Monday, July 2, 2012

#39 Interesting Turns (Previously Unpublished)

The last few days have held some interesting turns for me, and I now face a decision between some things that are ridiculously exciting and difficult to choose between. I don't know really how I will manage, but I am sure I will find a way.

That's about all the details I can give on that.

On a different note, I wish it would hurry up and be spring already. The weather the last few days has been so nice (in the 70s!) but I keep hearing reports that its supposed to snow on Monday, and today is significantly colder than yesterday. I don't want any more snow, I want sunshine! But I guess we can't always have what we want.

Or can we?

I feel like saying here, that if you want to do something that you should do it, and that there is no limit to what you can accomplish if you strive for it. And sure that sounds cheesy to a lot of you, and everyone always says that but no one ever does it, blah blah--But if you live your life that way and that is your true opinion, then no, you never will really move forward like you want to do.
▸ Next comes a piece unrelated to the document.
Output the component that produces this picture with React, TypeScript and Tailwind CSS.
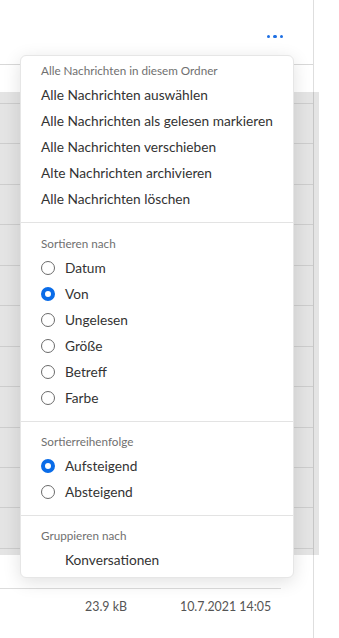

As for me, there are things that I want to do, things I know and feel that I must accomplish before I don't have that option anymore. And for a very long time those things have seemed out of reach, or like they could not be worked on in a simultaneous fashion. This relates back to the decision that I have to make, which is all dependent upon a conversation I must have. What I'm saying here is I've discovered that is is very possible that these things I want to do CAN be done at the same time, that I do not have to allot different time periods for these things. And the more I think about it the more I realize that I AM capable of completing the tasks simultaneously, and that the challenge of it would be excellent, the dual learning experience and work experience would be beyond any other experience I might have by itself at one time.

I guess then, that the only real obstacle to doing both of these things at once is the conversation that I need to have. I suppose then, that I would be able to better determine when these things would happen and how they would come into being.

Both of these options are crazy! Intense! I never thought that (at this point in my life) that I would be faced with these two options, or that I would be progressing so quickly! It is very exciting, but also daunting and I can't decide what to do.

And based on the conversation and how that goes, then I may not have to decide between the two, or I might be asked to make a decision point-blank.

Either way.

I guess I didn't really have much else to talk about today than this decision, lol. Yay for vague blog entries!